The sky’s the limit for sensory table & sensory bin themes! Here are 5 of our favorites:

· Fall Sensory Bin

· Halloween Sensory Bin

· Winter Sensory Bin

· Gingerbread Sensory Bin

· Valentine’s Day Sensory Bin

See our full list of 40+ sensory bin theme ideas

Make it easy for kids to play at a sensory bin table

One of the best ways to make it easy for your preschoolers and toddlers to enjoy your sensory bins is to set up a dedicated sensory table and swap out your sensory bins to fit seasonal themes or children’s interests. Get our sensory table recommendations here!

How often should we change our sensory table themes?

If you want to increase interest and engagement, then you’ll want to change out the sensory table themes and materials to keep things fresh.

When you change themes, it helps their vocabulary and oral language development. When they plant a garden or build a snowman in the sensory table that in turn builds new language skills.

What’s the best storage solution for sensory bin fillers?

I like to use a shallow white plastic storage container that is 9×12”, the one I used to be purchased from Daiso. But you can check Ikea for a similar one called Kuggis that are heavier and bigger. But they do not have a locking mechanism on top.

What other tools can I include in our sensory bins?

What kind of tools besides plastic spoons and cups can you add? Here is a list of sensory table tools and toys I like to add to my sensory tables.

Are there any materials we shouldn’t put in our sensory bins?

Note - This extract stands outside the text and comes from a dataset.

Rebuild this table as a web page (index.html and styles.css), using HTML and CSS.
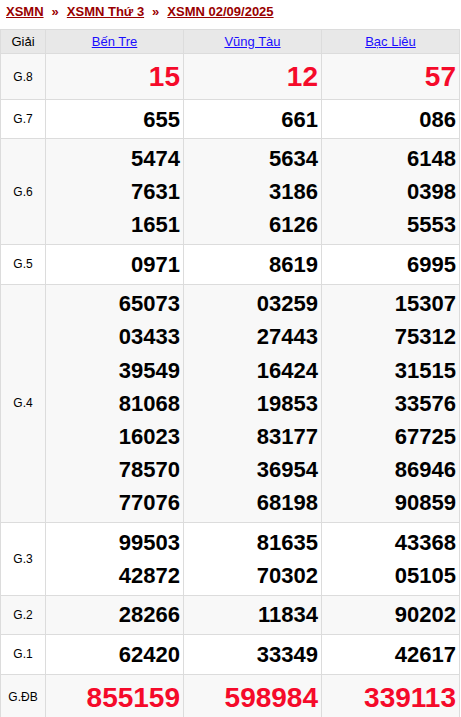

You must be aware of choking hazards in your sensory bin fillers and be mindful when choosing filler materials. Do you have special needs children or children who still put items in their mouths? Then make sure to choose your sensory bin materials wisely and carefully.

You can fit your filler material through a choking tube to see if it fits through, if it doesn’t fit through the tube then you can use the materials in your sensory bin.

What products might cause allergic reactions?

Certain materials have chemicals that may produce allergic reactions, things like bird seeds that may contain nuts and certain wheat products.